When The Black Flag needs some ‘proper heavy’ music reviewing they can only give it to one man for he lives and breathes all thing Metal, laughs in the face of a wall of Marshall amps and bites heads off passing ducks whilst waiting to tell Satan he’s a p*ssy for only having it turned up to ‘10’. That man, dear reader, is….not me. But I do own a number of ‘heavier’ metal albums – ranging from Entombed to Gorefest to Trivium so whilst I am not currently in any dialogue with the ‘horned one’, I reckon I can give this review a fair effort.
Cry Havoc are a five piece thrash metal band hailing from Devon, UK. To coincide with the release of this four track EP they will be supporting Firewind and Leaves’ Eye. They already have an impressive back catalogue of work – appearing at festivals such as Hammerfest III and Glastonbudget. They have appeared on the Ozzy Osbourne tribute CD ‘No More Tears’ with their cover of ‘Mr. Tinkertrain’ alongside names such as Vince Neil and Alice Cooper. They can count appearances on the same bill as Romeo Must Die, Revoker, The Defiled, Guns 2 Roses, Voodoo Six, Jettblack and Malefice in their gig history and all of this should go some way to demonstrating the size of the waves they are making in the music industry.
‘Losing Everything’ opens the EP with blistering drums and guitar before it breaks down to an almost machine gun style of guitar playing. This track no doubt displays some of the influence of the producers, Martyn Ford and Matthew Bond who have previously worked with Trivium amongst others. I mention Trivium specifically as Cry Havoc employ a similar style in this track, with the more aggressive (shouty) vocals over the verses before Gavin Bolt (vocals) lifts his tone to a more harmonious manner.
The introduction on the second track, ‘Ignition’, could easily have come from an early Metallica album – think Kill ‘em all. The guitars launch the song with a constant and relentless drum beat underpinning it before the track slows – only a fraction – to allow Bolts vocals to burst through. Bolt cleverly weaves his more aggressive vocals with his singing voice on this track, instead of their being a clear distinction like on the opening track. The ‘talking’ halfway through the track reminds me of a classic Megadeth song – ‘Sweating Bullets’ – and really helps to increase the somewhat manic feel to this song.
‘Alone’ is track three and opens with a much more subdued bass line before normal service is resumed and the back launch into, arguably, the heaviest track on the EP. Bolt’s growling vocals are at their best here but whats crucial – at least to me – is that you can still make out the lyrics. Ok, I couldn’t repeat them verbatim (ooooooooh, check you out – Ed) but you can still follow the song.

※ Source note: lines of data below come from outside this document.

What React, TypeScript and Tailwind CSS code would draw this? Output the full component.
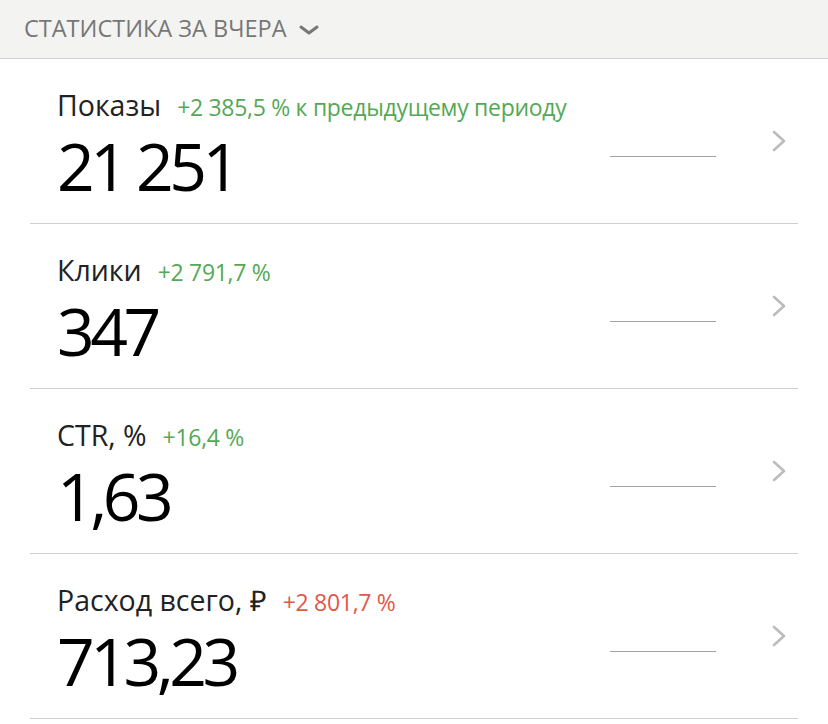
type Stat = {
  label: string;
  delta: string;
  value: string;
  bad?: boolean;
};

const stats: Stat[] = [
  { label: "Показы", delta: "+2 385,5 % к предыдущему периоду", value: "21 251" },
  { label: "Клики", delta: "+2 791,7 %", value: "347" },
  { label: "CTR, %", delta: "+16,4 %", value: "1,63" },
  { label: "Расход всего, ₽", delta: "+2 801,7 %", value: "713,23", bad: true },
];

function StatRow({ stat }: { stat: Stat }) {
  return (
    <div className="mx-[30px] flex h-[165px] items-start border-b border-[#cfcfcf]">
      <div className="flex-1 pl-[27px] pt-[29px]">
        <div className="flex items-baseline gap-[16px]">
          <span className="text-[28.5px] leading-[34px] text-[#222]">{stat.label}</span>
          <span className={`text-[23px] leading-[34px] tracking-[-0.3px] ${stat.bad ? "text-[#e0584b]" : "text-[#55a855]"}`}>
            {stat.delta}
          </span>
        </div>
        <div className="mt-[8px] text-[66px] leading-[66px] tracking-[-4.5px] text-black">{stat.value}</div>
      </div>
      <div className="mt-[97px] mr-[56px] h-[1px] w-[106px] bg-[#a3a3a3]" />
      <svg className="mt-[71px] mr-[11px]" width="15" height="22" viewBox="0 0 15 22" fill="none">
        <polyline points="2,2 12,11 2,20" stroke="#bcbcbc" strokeWidth="2.6" strokeLinecap="round" strokeLinejoin="round" />
      </svg>
    </div>
  );
}

export default function App() {
  return (
    <div className="min-h-[724px] w-[828px] bg-white" style={{ fontFamily: '"Open Sans", sans-serif' }}>
      <div className="flex h-[59px] items-center gap-[11px] border-b border-[#cfcfcf] bg-[#f3f3f2] pl-[24px]">
        <span className="text-[23.5px] text-[#777]">СТАТИСТИКА ЗА ВЧЕРА</span>
        <svg width="22" height="12" viewBox="0 0 22 12" fill="none" className="mt-[2px]">
          <polyline points="3,3 11,9 19,3" stroke="#777" strokeWidth="3" strokeLinecap="round" strokeLinejoin="round" />
        </svg>
      </div>
      {stats.map((s) => (
        <StatRow key={s.label} stat={s} />
      ))}
    </div>
  );
}
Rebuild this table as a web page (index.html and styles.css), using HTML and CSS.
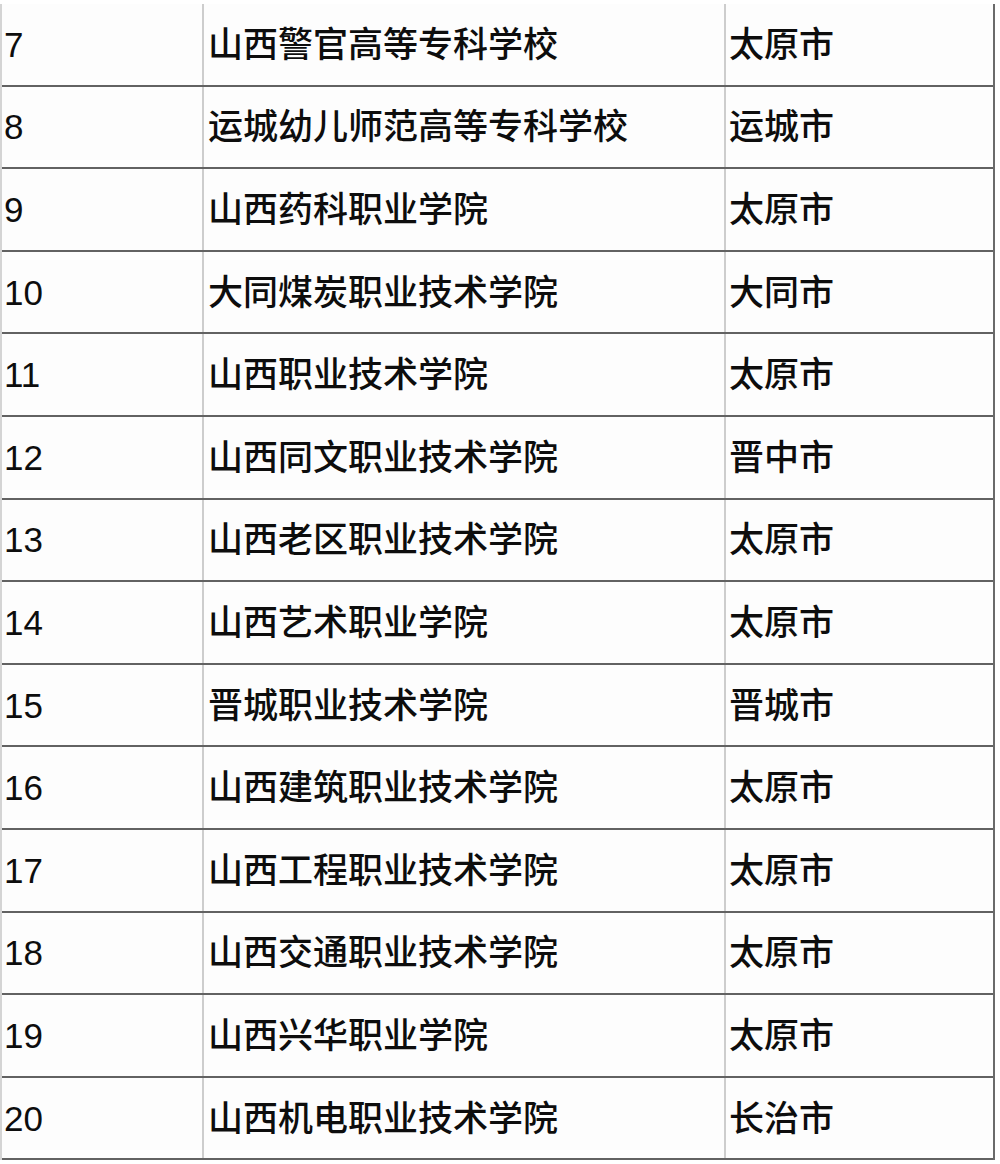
FILE: index.html
```html
<!DOCTYPE html>
<html lang="zh-CN">
<head>
<meta charset="utf-8">
<title>山西高职院校</title>
<link rel="stylesheet" href="styles.css">
</head>
<body>
<div class="table">
  <div class="row"><div class="cell num">7</div><div class="cell name">山西警官高等专科学校</div><div class="cell city">太原市</div></div>
  <div class="row"><div class="cell num">8</div><div class="cell name">运城幼儿师范高等专科学校</div><div class="cell city">运城市</div></div>
  <div class="row"><div class="cell num">9</div><div class="cell name">山西药科职业学院</div><div class="cell city">太原市</div></div>
  <div class="row"><div class="cell num">10</div><div class="cell name">大同煤炭职业技术学院</div><div class="cell city">大同市</div></div>
  <div class="row"><div class="cell num">11</div><div class="cell name">山西职业技术学院</div><div class="cell city">太原市</div></div>
  <div class="row"><div class="cell num">12</div><div class="cell name">山西同文职业技术学院</div><div class="cell city">晋中市</div></div>
  <div class="row"><div class="cell num">13</div><div class="cell name">山西老区职业技术学院</div><div class="cell city">太原市</div></div>
  <div class="row"><div class="cell num">14</div><div class="cell name">山西艺术职业学院</div><div class="cell city">太原市</div></div>
  <div class="row"><div class="cell num">15</div><div class="cell name">晋城职业技术学院</div><div class="cell city">晋城市</div></div>
  <div class="row"><div class="cell num">16</div><div class="cell name">山西建筑职业技术学院</div><div class="cell city">太原市</div></div>
  <div class="row"><div class="cell num">17</div><div class="cell name">山西工程职业技术学院</div><div class="cell city">太原市</div></div>
  <div class="row"><div class="cell num">18</div><div class="cell name">山西交通职业技术学院</div><div class="cell city">太原市</div></div>
  <div class="row"><div class="cell num">19</div><div class="cell name">山西兴华职业学院</div><div class="cell city">太原市</div></div>
  <div class="row"><div class="cell num">20</div><div class="cell name">山西机电职业技术学院</div><div class="cell city">长治市</div></div>
</div>
</body>
</html>
```
FILE: styles.css
```css
html, body {
  margin: 0;
  padding: 0;
  background: #ffffff;
}
body {
  padding-top: 4px;
  font-family: "Liberation Sans", "Noto Sans CJK SC", sans-serif;
  color: #0d0d0d;
}
.table {
  width: 995px;
  border-left: 2px solid #d4d4d4;
  border-right: 2px solid #6a6a6a;
  box-sizing: border-box;
  background: #fdfdfd;
}
.row {
  display: grid;
  grid-template-columns: 202px 522px 1fr;
  height: 82.6px;
  box-sizing: border-box;
  border-bottom: 2px solid #626262;
}
.cell {
  display: flex;
  align-items: center;
  font-size: 35px;
  line-height: 1;
  white-space: nowrap;
}
.num {
  padding-left: 2px;
  border-right: 2px solid #cdcdcd;
}
.name {
  padding-left: 4px;
  border-right: 2px solid #cdcdcd;
  font-weight: 500;
}
.city {
  padding-left: 3px;
  font-weight: 500;
}
```
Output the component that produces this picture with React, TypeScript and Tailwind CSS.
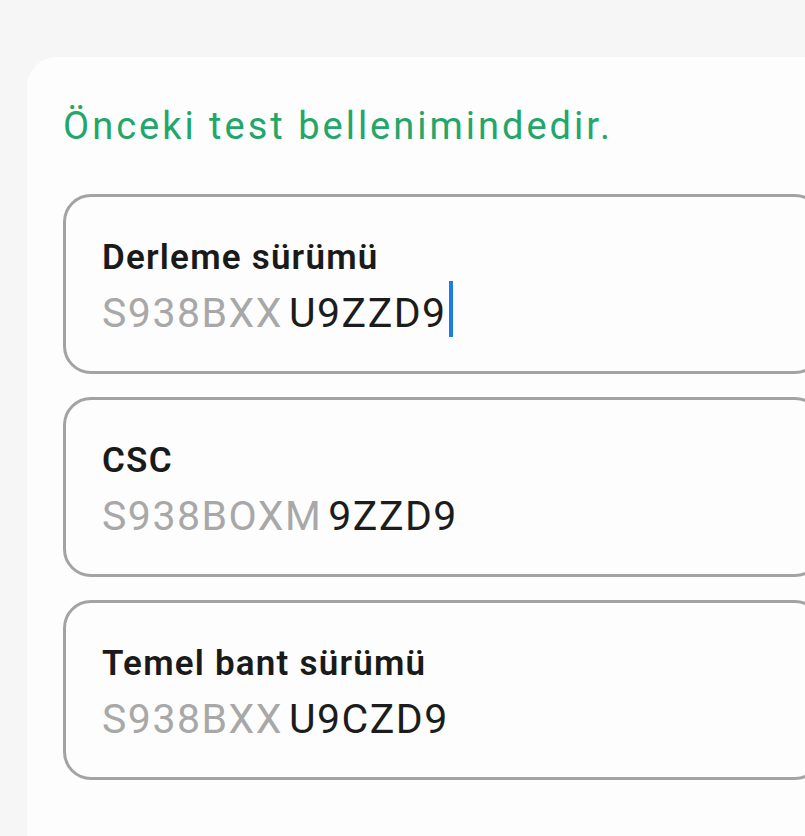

The title track, ‘New Life’, is last on the EP. The introduction displays some fine guitar playing by Tristan Gaskell, with Bolts whispering lyrics creating the calm before the inevitable storm. The song bursts forth and Cry Havoc finishes the EP on a real high. In my eyes the title track for an EP or album is almost the signature track and so it does always need to be high calibre track. Luckily, this is. Featuring some nice guitar and drum dovetailing in the songs ‘breakdown’ moments, when the central riff hits you it does so right between the eyes.
The excellent reviews the band have received thus far are, on the basis of this, all well deserved. If they can tour on the back of this EP and promote it heavily, they surely have a great chance to build on what is already an impressive platform.